::: Extracted information :::
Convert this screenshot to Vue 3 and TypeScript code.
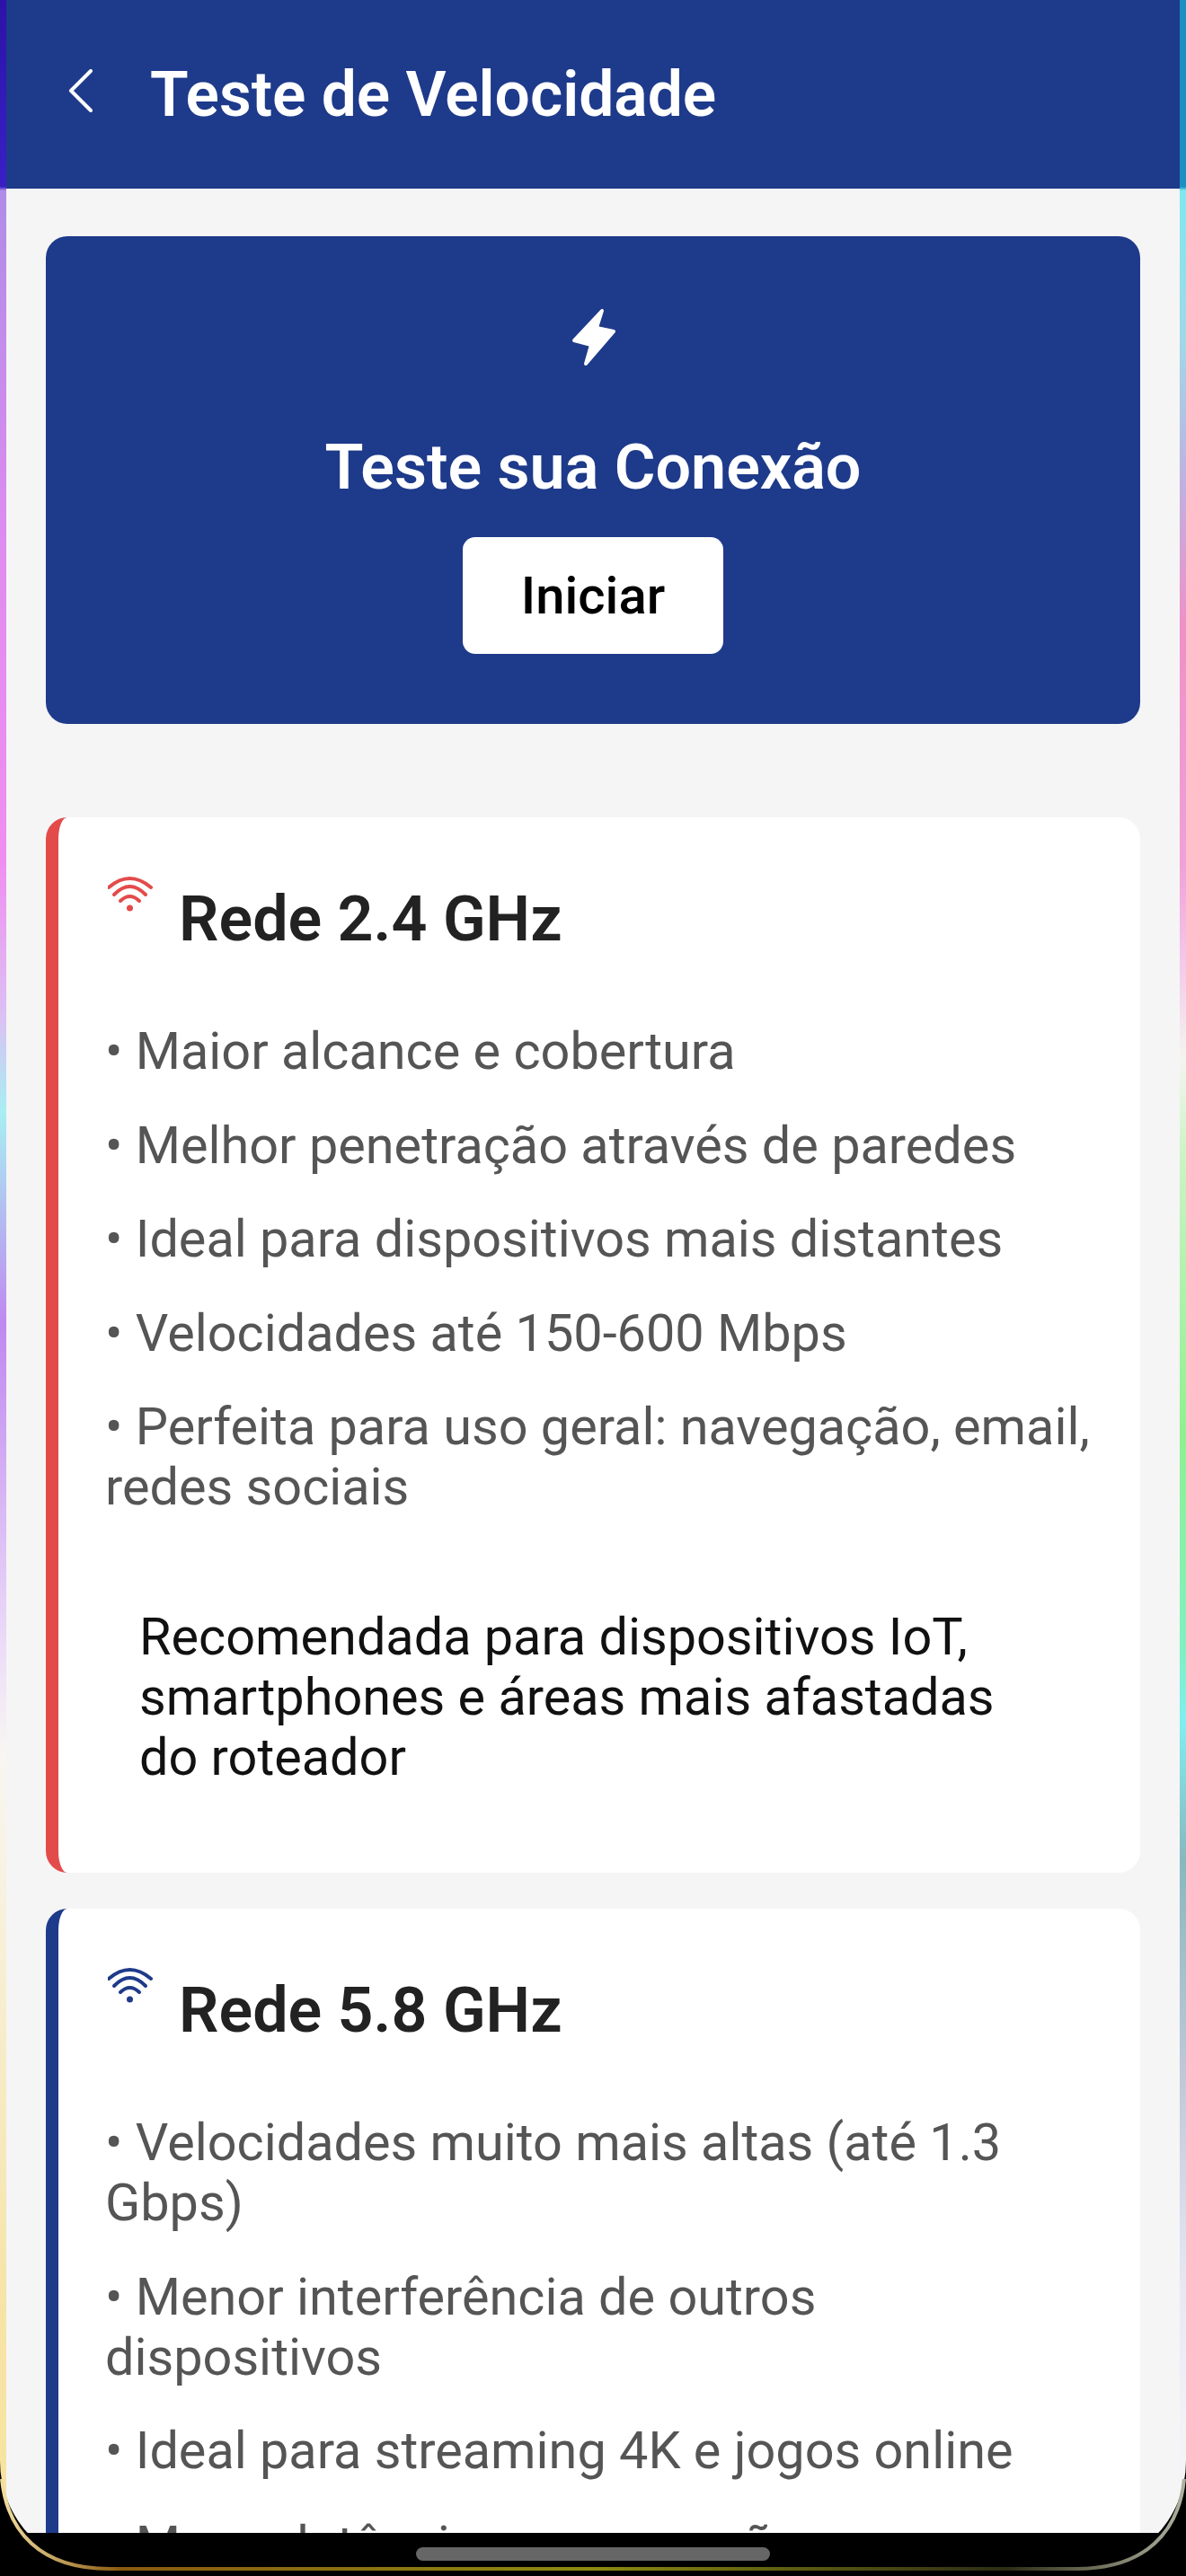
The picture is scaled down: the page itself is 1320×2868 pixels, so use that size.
<script setup lang="ts">
interface Network {
  title: string
  color: string
  points: string[]
  note?: string
}

const networks: Network[] = [
  {
    title: "Rede 2.4 GHz",
    color: "#e34b4b",
    points: [
      "Maior alcance e cobertura",
      "Melhor penetração através de paredes",
      "Ideal para dispositivos mais distantes",
      "Velocidades até 150-600 Mbps",
      "Perfeita para uso geral: navegação, email, redes sociais",
    ],
    note: "Recomendada para dispositivos IoT, smartphones e áreas mais afastadas do roteador",
  },
  {
    title: "Rede 5.8 GHz",
    color: "#1e3a8a",
    points: [
      "Velocidades muito mais altas (até 1.3 Gbps)",
      "Menor interferência de outros dispositivos",
      "Ideal para streaming 4K e jogos online",
      "Menor latência para conexão",
    ],
  },
]
</script>

<template>
  <div class="screen">
    <header class="topbar">
      <svg class="back" viewBox="0 0 28 48" fill="none" stroke="#fff" stroke-width="4" stroke-linecap="round" stroke-linejoin="round">
        <path d="M25 2 L3 24 L25 46" />
      </svg>
      <h1>Teste de Velocidade</h1>
    </header>

    <main class="content">
      <section class="hero">
        <svg class="bolt" viewBox="0 0 52 70" fill="#fff" stroke="#fff" stroke-width="4" stroke-linejoin="round">
          <path d="M35 5 L4 38 L23 43 L17 64 L48 28 L29 24 Z" />
        </svg>
        <h2>Teste sua Conexão</h2>
        <button class="start">Iniciar</button>
      </section>

      <article v-for="net in networks" :key="net.title" class="card" :style="{ borderLeftColor: net.color }">
        <div class="card-head">
          <svg class="wifi" viewBox="0 0 50 40" fill="none" :stroke="net.color" stroke-width="4" stroke-linecap="round">
            <path d="M1 13 Q24.500 -7 48 13" />
            <path d="M7 21 Q24.500 3 42 21" />
            <path d="M14 28 Q24.500 18 35 28" />
            <circle cx="24.500" cy="36" r="3.500" :fill="net.color" stroke="none" />
          </svg>
          <h3>{{ net.title }}</h3>
        </div>
        <p v-for="point in net.points" :key="point" class="point">• {{ point }}</p>
        <p v-if="net.note" class="note">{{ net.note }}</p>
      </article>
    </main>

    <div class="edge edge-left"></div>
    <div class="edge edge-right"></div>
    <div class="frame"></div>
    <div class="navbar"><span class="handle"></span></div>
    <svg class="rim" viewBox="0 0 1320 140" fill="none">
      <defs>
        <linearGradient id="rimGold" x1="0" x2="1" y1="0" y2="0">
          <stop offset="0" stop-color="#f3dfa0" />
          <stop offset="0.1" stop-color="#8a5a12" />
          <stop offset="0.5" stop-color="#8c8a12" />
          <stop offset="0.85" stop-color="#2c2c14" />
          <stop offset="1" stop-color="#b0b0a0" />
        </linearGradient>
      </defs>
      <path d="M2 32 C8 90 44 132 122 132 L1198 132 C1276 132 1312 90 1318 32" stroke="url(#rimGold)" stroke-width="4" />
    </svg>
  </div>
</template>

<style scoped>
.screen {
  position: relative;
  width: 1320px;
  height: 2868px;
  overflow: hidden;
  background: #f5f5f5;
  font-family: Roboto, "Liberation Sans", sans-serif;
}
.topbar {
  display: flex;
  align-items: center;
  height: 210px;
  padding-left: 76px;
  box-sizing: border-box;
  background: #1e3a8a;
}
.back {
  width: 28px;
  height: 48px;
  margin: -8px 63px 0 0;
}
h1 {
  margin: 0;
  font-size: 69.500px;
  font-weight: 600;
  color: #fff;
}
.content {
  display: flex;
  flex-direction: column;
  padding: 53px 51px 0;
}
.hero {
  display: flex;
  flex-direction: column;
  align-items: center;
  height: 543px;
  box-sizing: border-box;
  padding-top: 78px;
  border-radius: 24px;
  background: #1e3a8a;
}
.bolt {
  width: 52px;
  height: 70px;
  margin-left: 2px;
}
h2 {
  margin: 72px 0 0;
  font-size: 70px;
  line-height: 74px;
  font-weight: 600;
  color: #fff;
}
.start {
  width: 290px;
  height: 130px;
  margin-top: 41px;
  border: none;
  border-radius: 14px;
  background: #fff;
  color: #000;
  font-family: inherit;
  font-size: 58px;
  font-weight: 500;
}
.card {
  box-sizing: border-box;
  margin-top: 40px;
  padding: 64px 44px 95px 52px;
  border-left: 14px solid;
  border-radius: 24px;
  background: #fff;
}
.hero + .card {
  margin-top: 104px;
}
.card-head {
  display: flex;
  align-items: flex-start;
  margin-bottom: 79px;
}
.wifi {
  width: 50px;
  height: 40px;
  flex: none;
  margin: 1px 0 0 3px;
}
h3 {
  margin: 14px 0 0 29px;
  font-size: 70px;
  line-height: 70px;
  font-weight: 600;
  color: #222;
}
.point {
  margin: 0 0 37.500px;
  font-size: 57.600px;
  line-height: 67px;
  color: #555;
}
.note {
  margin: 100px 0 0;
  padding: 0 90px 0 38px;
  font-size: 57.600px;
  line-height: 67px;
  color: #111;
}
.edge {
  position: absolute;
  top: 0;
  bottom: 0;
  width: 7px;
}
.edge-left {
  left: 0;
  background: linear-gradient(
    to bottom,
    #2c12a8 0,
    #3a20c4 208px,
    #b08ce8 212px,
    #e28cf0 640px,
    #f08ef0 960px,
    #dcc0f4 1130px,
    #a8eef2 1238px,
    #c088f0 1476px,
    #ecdcf8 1833px,
    #f8f6f2 1952px,
    #f6e4a8 2548px,
    #f8e4a0 2780px
  );
}
.edge-right {
  right: 0;
  background: linear-gradient(
    to bottom,
    #1a90c0 0,
    #1a90c0 208px,
    #80e8ee 212px,
    #a0d8e8 380px,
    #c0b0e0 540px,
    #f090c8 700px,
    #f0a0d8 960px,
    #f4c4e8 1060px,
    #f4f4f0 1178px,
    #c8f4c0 1300px,
    #90f090 1595px,
    #80f0c0 1833px,
    #80eef0 1917px,
    #88b8c0 2070px,
    #c0c8d8 2310px,
    #e8e8f4 2548px,
    #f6f6f8 2780px
  );
}
.frame {
  position: absolute;
  inset: 0 0 8px 0;
  border-radius: 0 0 120px 120px;
  box-shadow: 0 0 0 200px #000;
  pointer-events: none;
}
.navbar {
  position: absolute;
  left: 0;
  right: 0;
  top: 2820px;
  height: 48px;
  display: flex;
  justify-content: center;
  padding-top: 16px;
  box-sizing: border-box;
  background: #000;
  clip-path: inset(0 30px 8px 30px);
}
.handle {
  width: 394px;
  height: 15px;
  border-radius: 8px;
  background: #666;
}
.rim {
  position: absolute;
  left: 0;
  bottom: 0;
  width: 1320px;
  height: 140px;
}
</style>

<style>
html,
body {
  margin: 0;
  background: #000;
}
</style>
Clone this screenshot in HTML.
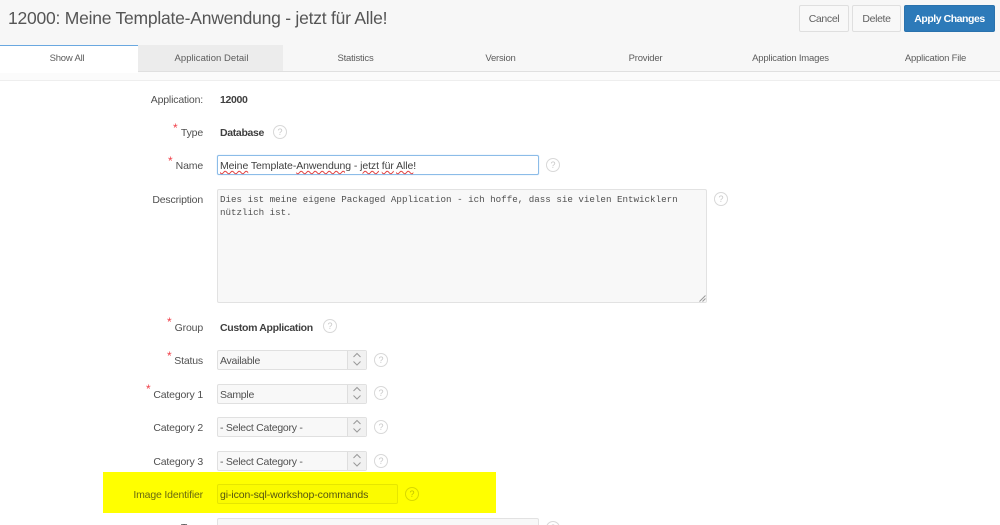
:::
**Exercise goal**
Copy every line from the entries that contains the word "size".

**Problem solution**
The picture is scaled down: the page itself is 1320×2868 pixels, so use that size.
  font-size: 69.500px;
  font-size: 70px;
  font-size: 58px;
  font-size: 70px;
  font-size: 57.600px;
  font-size: 57.600px;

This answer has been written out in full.